一方、栃木県では1月末の退職予定者はゼロで、地域により大きな差がある。職場の雰囲気の差というか風土の問題なんだろうか。逆に、埼玉県ではいなかった警察官は、愛知県では今年度の定年退職者約290人のうち、署長クラスなどの幹部も含め半数以上が希望するのではないかと見られているから、職業の差だけでなく地域差が大きいようだ。

このような教員の態度に対して、当然ながら批判が巻き起こっている
下村文科相は、クラス担任らに対して「決して許されない」と憤っているし、神奈川県知事は「退職金を多くもらいたいということで、生徒たちを置き去りにし、ポイと辞めてしまうというのはやりきれない。生徒たちがかわいそうだ」と苦言を呈している。生徒によっては受験を控えた重要な時期に担任がポイって仕事を辞めてしまう訳だから、こら大迷惑だ。呆れるだけで済む問題ではない。
一方、勘違いが多いマスコミはこういう現象を生むような引き下げのやり方が悪いと報道している。確かに、こういう現象が起きることは容易に想像できたのに、それを想定していなかったのはおかしい。

しかし、問題は、そういう事ではない。これが普通の会社員だったら、何の問題も無い。多くの人が駆け込み退職するだろう。しかし、公務員の仕事ってのは、そういうものではないだろう。
公務員というのは、国民の税金によって成り立っている職業であり、国民が選択することができない極めて重要な仕事を担っている立場であるからこそ、守られている部分も大きいし、一方でそれだけの責任も負っているのだ。
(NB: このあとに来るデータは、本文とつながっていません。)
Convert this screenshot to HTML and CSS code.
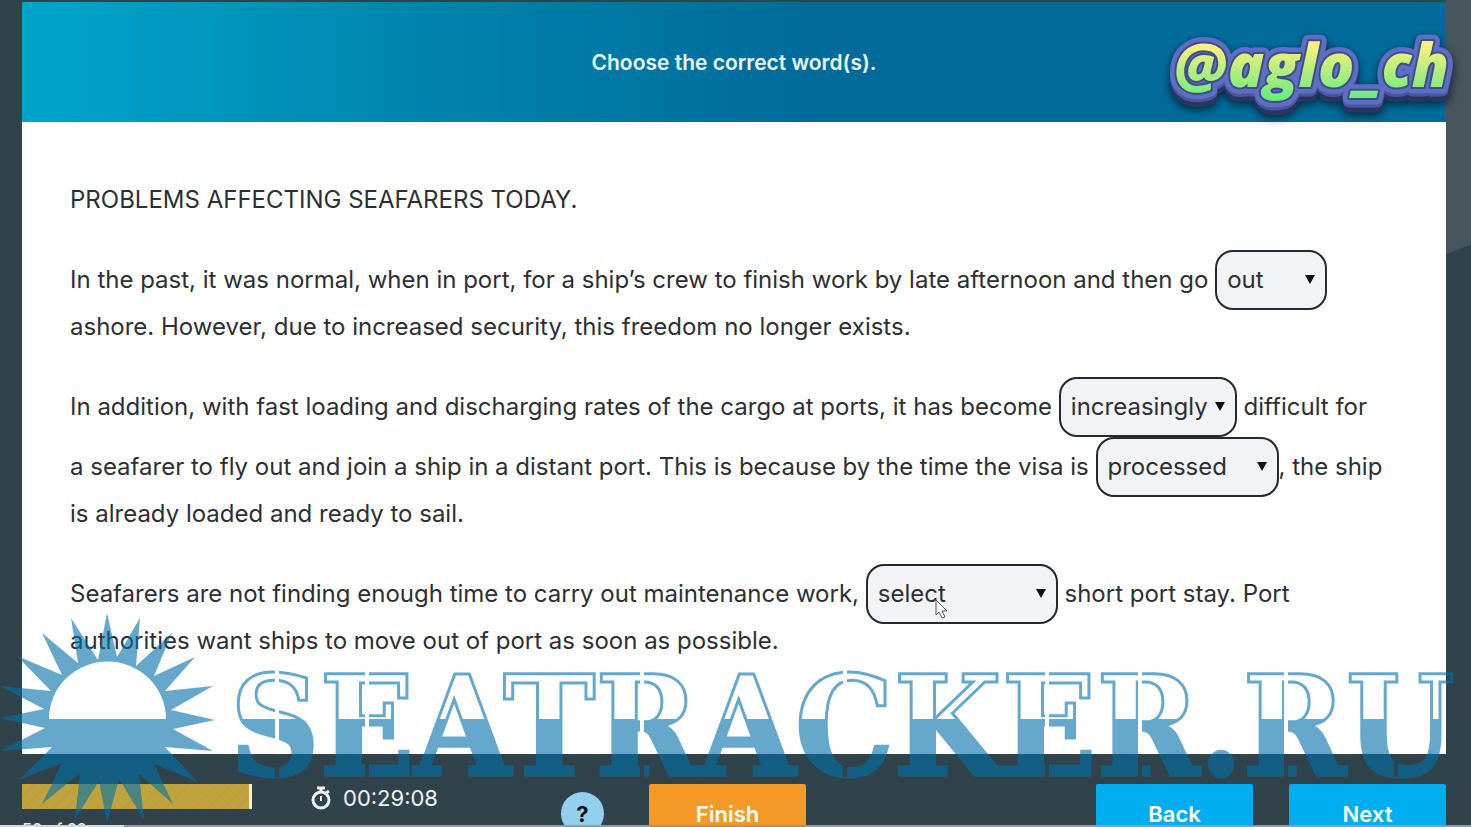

だから、一般企業の会社員のように簡単に考えてもらうと困ることが発生する。もちろん、公務員の仕事でも、普通の企業と同じように、駆け込み退職して当然ってな仕事も多いだろう。でも教員や警察官は違うんじゃないか?警察官はいいとしても、教員だけは、いかんのではないか?なぜなら担任の補充なんて、年度末直前に急にできることではないだろう?生徒に迷惑をかけるっていう発想は無いのか?たかが数十万円が惜しくて、そんな事をするのか?

(石材店)「憤っていますね?」
(幹事長)「いや、ま、こんなもんやろ」


もちろん、積極的に擁護するつもりは無い。こういう制度が悪い、なんていうつもりは毛頭ない。当たり前だ。でも、特にはらわたが煮えくりかえっている訳でもない。

(石材店)「おや?妙に冷静ですねえ?」
(幹事長)「もう公立学校の先生に対しては諦めているからなあ」


多くの国民と同じように、僕も公立の学校の先生に対しては、もうあんまり期待していない。あれだけ甘やかされた職場環境は、強い矜持があってこそ与えられたもののはずなのに、多くの教員はロクに責任も果たさないくせに権利ばかり主張する。教員に性善説を求めるのは、もう無理というものだ。
て言うか、問題の発端の埼玉県の例で言えば、年度末退職予定者のうち、実際に駆け込み退職しようとしているのは僅か1割程度だ。絶対数で言えば100人以上もいるのだから驚きだが、比率は1割に満たないのだ。考えてみれば、これはかなり少ないと言える。変な先生なんて、もっといっぱい居そうなものだから、1割って少ない印象だ。責任感があって辞めないのか、それとも駆け込み退職したら批判されるから辞めないのかは分からないけど、いずれにしてもかなり少ないと言えるのではないか。
などと、むしろ安心しているくらいだ。